How is this test different to a liver function test (LFT)?
Liver function tests measure a number of parameters that can provide an indication of liver inflammation/damage (ALT, AST), biliary system pathology (bilirubin, ALP) and synthetic capacity (albumin). Alone they are poorly predictive of hepatic drug metabolism, although combined with other clinical and blood markers of synthetic function (Child-Pugh classification) offer guidance in more significant liver disease.
However, LFTs provide very limited information on the ‘function’ of individual enzymes, which may be significantly abnormal in the absence of liver disease. For example, ‘poor metabolisers’ are genetically limited to producing non-functional enzymes and this is independent of any other liver pathology.
How accurate is the DNA test and reports?
A strict quality assurance process combined with state of the art laboratory facilities, allows us to control reliability and validity of our tests. Our reports and findings are developed in accordance to internationally recognised guidelines and factor in large number of published studies.
Is the test covered by Medicare or private health insurance?
Currently there is no reimbursement for the cost of these tests by Medicare or private health insurance in Australia. Testing, however, may be covered by WorkCover and DVA in certain circumstances.
How do I order a test and what is the cost?
A blood test can be ordered through Australian Clinical Labs or Genomic Diagnostics Pathology for analysis through a NATA accredited laboratory. The sample required is 4mls in an EDTA tube. This costs up to $197 for the myDNA multiple category test (myDNA PGx Multi). Other pathology providers may add an additional charge for blood collection. Through Genomic Diagnostics, a myDNA single category report for PGx Pain or PGx Mental Health can be ordered for $147.
Alternatively, the patient can be referred to a pharmacy participating in the myDNA program for a cheek swab, at a cost of $149 for the myDNA multiple category test and $99 for any of the four single category tests (see https://www.mydna.life/pharmacy-finder/ for locations).
It is also possible for a patient to purchase a cheek swab kit through the myDNA website and have the results sent directly to their treating doctor. The cheek swab and blood sample results are the same. Results are typically available 10-15 business days after the laboratory has received the sample. Reports are sent via fax or through a secure myDNA online partners portal.
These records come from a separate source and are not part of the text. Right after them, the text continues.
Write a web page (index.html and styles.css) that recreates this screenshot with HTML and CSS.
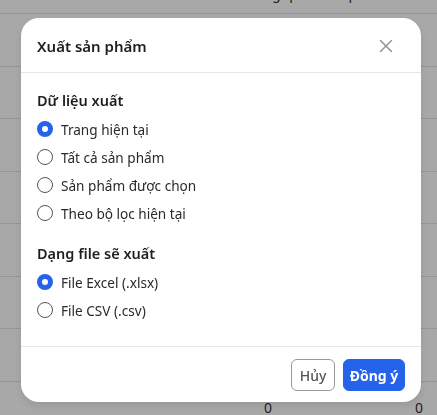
FILE: index.html
```html
<!DOCTYPE html>
<html lang="vi">
<head>
<meta charset="utf-8">
<link rel="stylesheet" href="styles.css">
</head>
<body>
<div class="page">
  <div class="row row-head"><span class="cell c1"></span><span class="cell c2 head-text">Tổng quan sản phẩm</span><span class="cell c3"></span></div>
  <div class="row"></div>
  <div class="row"></div>
  <div class="row"></div>
  <div class="row"></div>
  <div class="row"></div>
  <div class="row"></div>
  <div class="row"></div>
  <div class="row"><span class="cell c1"></span><span class="cell c2 num">0</span><span class="cell c3 num">0</span></div>
</div>
<div class="overlay">
  <div class="modal">
    <div class="modal-header">
      <h2 class="title">Xuất sản phẩm</h2>
      <button class="close" aria-label="Đóng">
        <svg width="14" height="14" viewBox="0 0 14 14"><path d="M1.5 1.5 L12.5 12.5 M12.5 1.5 L1.5 12.5" stroke="#8f9399" stroke-width="1.5" stroke-linecap="round" fill="none"/></svg>
      </button>
    </div>
    <div class="modal-body">
      <div class="section">
        <div class="section-label">Dữ liệu xuất</div>
        <div class="options">
          <label class="option"><span class="radio checked"></span>Trang hiện tại</label>
          <label class="option"><span class="radio"></span>Tất cả sản phẩm</label>
          <label class="option"><span class="radio"></span>Sản phẩm được chọn</label>
          <label class="option"><span class="radio"></span>Theo bộ lọc hiện tại</label>
        </div>
      </div>
      <div class="section">
        <div class="section-label">Dạng file sẽ xuất</div>
        <div class="options">
          <label class="option"><span class="radio checked"></span>File Excel (.xlsx)</label>
          <label class="option"><span class="radio"></span>File CSV (.csv)</label>
        </div>
      </div>
    </div>
    <div class="modal-footer">
      <button class="btn btn-cancel">Hủy</button>
      <button class="btn btn-ok">Đồng ý</button>
    </div>
  </div>
</div>
</body>
</html>
```

FILE: styles.css
```css
* { box-sizing: border-box; }
html, body { margin: 0; padding: 0; }
body {
  width: 437px;
  height: 415px;
  overflow: hidden;
  background: #fff;
  font-family: "Noto Sans", "Liberation Sans", sans-serif;
  color: #222;
}
.page {
  display: flex;
  flex-direction: column;
  padding-top: 13px;
}
.row {
  height: 52.5px;
  flex: none;
  border-top: 1px solid #e2e2e2;
  display: flex;
  font-size: 14px;
  color: #333;
}
.row-head {
  height: 0;
  border-top: none;
  position: relative;
  top: -29px;
}
.head-text { white-space: nowrap; padding-left: 8px; }
.cell { display: block; }
.c1 { width: 240px; flex: none; }
.c2 { width: 150px; flex: none; }
.c3 { flex: 1; }
.num { padding-top: 18px; line-height: 16px; }
.row:last-child .c2 { padding-left: 24px; }
.row:last-child .c3 { padding-left: 25px; }

.overlay {
  position: fixed;
  inset: 0;
  background: rgba(0, 0, 0, 0.34);
  display: flex;
  justify-content: flex-start;
  align-items: flex-start;
  padding: 18px 0 0 21px;
}
.modal {
  width: 400px;
  height: 384px;
  background: #fff;
  border-radius: 18px;
  display: flex;
  flex-direction: column;
  box-shadow: 0 4px 10px rgba(0,0,0,0.1);
}
.modal-header {
  height: 55px;
  flex: none;
  border-bottom: 1px solid #e6e6e6;
  display: flex;
  align-items: center;
  justify-content: space-between;
  padding: 0 28px 0 16px;
}
.title {
  margin: 0;
  font-size: 15px;
  font-weight: 600;
  color: #1f1f1f;
  padding-top: 1px;
}
.close {
  border: none;
  background: none;
  padding: 0;
  width: 14px;
  height: 14px;
  display: flex;
  margin-top: 2px;
}
.modal-body {
  flex: 1;
  padding: 17px 16px 0;
  display: flex;
  flex-direction: column;
  gap: 16px;
}
.section-label {
  font-size: 14.5px;
  font-weight: 600;
  line-height: 20px;
  color: #1f1f1f;
}
.options {
  margin-top: 5px;
  display: flex;
  flex-direction: column;
}
.option {
  height: 28px;
  display: flex;
  align-items: center;
  gap: 8px;
  font-size: 13.6px;
  color: #2a2a2a;
}
.radio {
  width: 16px;
  height: 16px;
  border-radius: 50%;
  border: 1.3px solid #555;
  background: #fff;
  flex: none;
}
.radio.checked {
  border: 5px solid #2563eb;
}
.modal-footer {
  height: 56px;
  flex: none;
  border-top: 1px solid #e6e6e6;
  display: flex;
  justify-content: flex-end;
  align-items: flex-start;
  gap: 8px;
  padding: 12px 16px 0;
}
.btn {
  height: 32px;
  border-radius: 6px;
  font-family: inherit;
  font-size: 14px;
  padding: 0;
  white-space: nowrap;
}
.btn-cancel {
  width: 44px;
  background: #fff;
  border: 1px solid #9a9a9a;
  color: #555;
  font-weight: 500;
}
.btn-ok {
  width: 62px;
  background: #2563eb;
  border: 1px solid #2563eb;
  color: #fff;
  font-weight: 700;
}
```
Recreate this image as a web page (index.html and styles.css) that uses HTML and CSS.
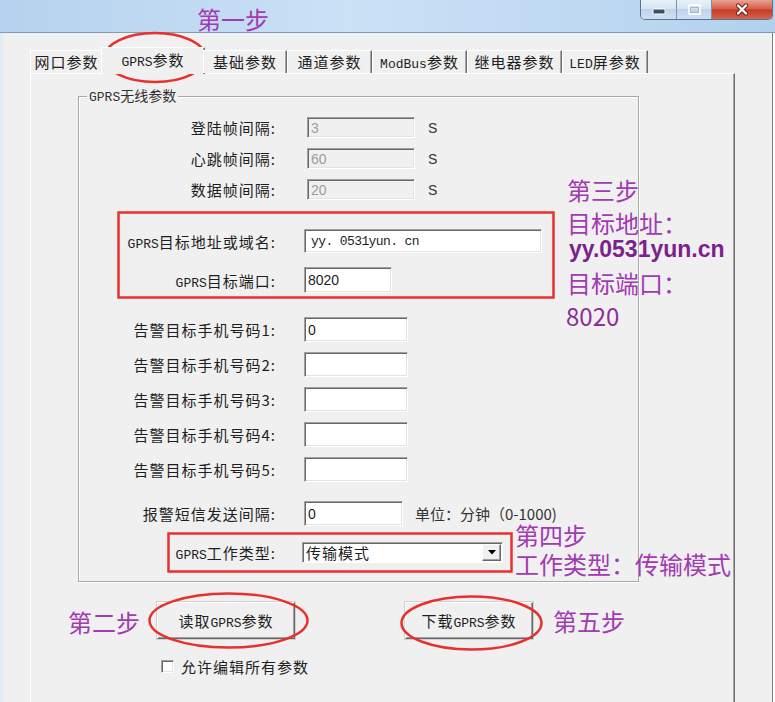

The patient can be tested and remain on their current medications as the myDNA test is a genetic test and medications will not affect the genetic results.
Should testing be repeated when a new drug is prescribed?
A gene test result doesn’t change over the course of a person’s life. Therefore, testing for a specific genetic variant can be conducted once and used to guide both current and future medication prescriptions. As new genetic tests are developed that may be important for understanding the processing of or response to medications, it is possible that further testing may be warranted in the future.
1. See http://www.nature.com/tpj/
2. See https://www.pharmgkb.org/
3. Llerena, A., et al. Interethnic variability of CYP2D6 alleles and of predicted and measured metabolic phenotypes across world populations. Expert opinion on drug metabolism and toxicology. 2014 Nov; 10(11): 1569-1583
4. Mostafa S, Kirkpatrick CMJ, Byron K, Sheffield L. An analysis of allele, genotype and phenotype frequencies, actionable pharmacogenomic (PGx) variants and phenoconversion in 5408 Australian patients genotyped for CYP2D6, CYP2C19, CYP2C9 and VKORC1 genes. J Neural Transm (Vienna) 2018.